The problem asks us to determine whether the new lighting was effective in increasing student productivity at the 5% level of significance. This means that we need to find the critical value for a one-tailed test at 5% or 0.05: \(Z_{0.05} = 1.645\) Since the test statistic (1.18) is less than the critical value (1.645), we fail to reject the null hypothesis.

Conclusion

Given the observed data, and using the normal approximation to the sign test at a 5% level of significance, we cannot conclude that the new lighting was effective in increasing student productivity. The test statistic (1.18) is less than the critical value (1.645), therefore we fail to reject the null hypothesis.

Key concepts

Normal Approximation

Normal approximation is a statistical technique that simplifies the complexity of certain problems, making it easier to solve. It becomes especially handy when dealing with large sample sizes. In the context of hypothesis testing, normal approximation can convert a binomial distribution to a normal distribution, which is easier to analyze.
For the given exercise, the productivity of students can either increase or not due to new lighting. This represents a binary outcome that can be modeled using a binomial distribution. However, working directly with binomial distributions may be complex when sample sizes are large. Through normal approximation, we can use the standard normal distribution. This involves calculating the mean \(\mu\) and variance \(\sigma^2\) of the binomial distribution, and then applying these to the normal distribution context.

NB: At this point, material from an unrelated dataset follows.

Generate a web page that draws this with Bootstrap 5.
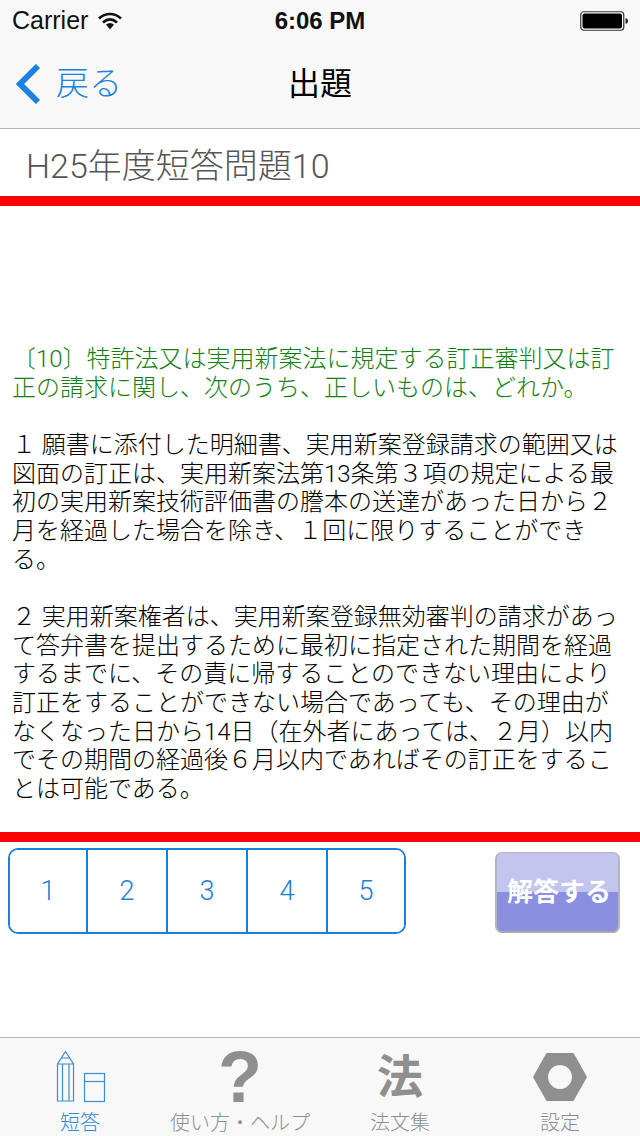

• Mean \(\mu = n * p\) considers the total number of trials (students) and the probability of success (increase in productivity).
• Variance \(\sigma^2 = n * p * (1-p)\) accounts for the variability in outcomes.

The transformation of data in this way helps us apply the more manageable normal distribution methods to solve the hypothesis test.

Sign Test

The sign test is a non-parametric test that is used to determine if there is a significant difference between paired observations. It's particularly useful when you can't assume the underlying distribution of the data.
In this exercise, the sign test helps determine if the new classroom lighting significantly improved student productivity. Each student’s performance is evaluated by comparing 'before' and 'after' scenarios. If the productivity improved, it contributes a positive sign; if not, a negative sign.

• We observe 35 students: 21 indicate increased productivity.
• The sign test evaluates if the proportion of positive signs (increased productivity) is significantly greater than what would occur by random chance.

Ultimately, the sign test does not require the productivity differences to be normally distributed, making it robust and flexible to this setup.

Null Hypothesis

A null hypothesis represents the default position that there is no effect or no difference. It serves as a starting point for statistical testing.
For this particular problem, the null hypothesis \(H_0\) states that the probability of a student showing improved productivity is 0.5, indicating no effect from the new lighting. In other words, the new lighting is presumed not to make a difference in productivity:\[H_0: P=0.5\]
The goal of a hypothesis test is to determine if there is enough statistical evidence to reject the null hypothesis. In this case, the null hypothesis assumes any observed improvement is due to random chance rather than the lighting effect.
By failing to reject \(H_0\), the test suggests insufficient evidence to prove the lighting effectively increases productivity.

Alternative Hypothesis

An alternative hypothesis is what you may believe to be true or hope to prove true. It proposes that there is indeed an effect or a difference.In the context of the exercise, the alternative hypothesis \(H_1\) posits that the new lighting actually improves productivity to a degree greater than what would happen by random chance:\[H_1: P>0.5\]
The objective is to find statistical evidence supporting the alternative hypothesis, thereby refuting the null hypothesis. In hypothesis testing, providing enough evidence to accept the alternative hypothesis suggests the lighting installation positively affects productivity.While the exercise concludes that we fail to reject the null hypothesis, keeping the alternative hypothesis clearly defined ensures clarity regarding the intended investigation of potential effects.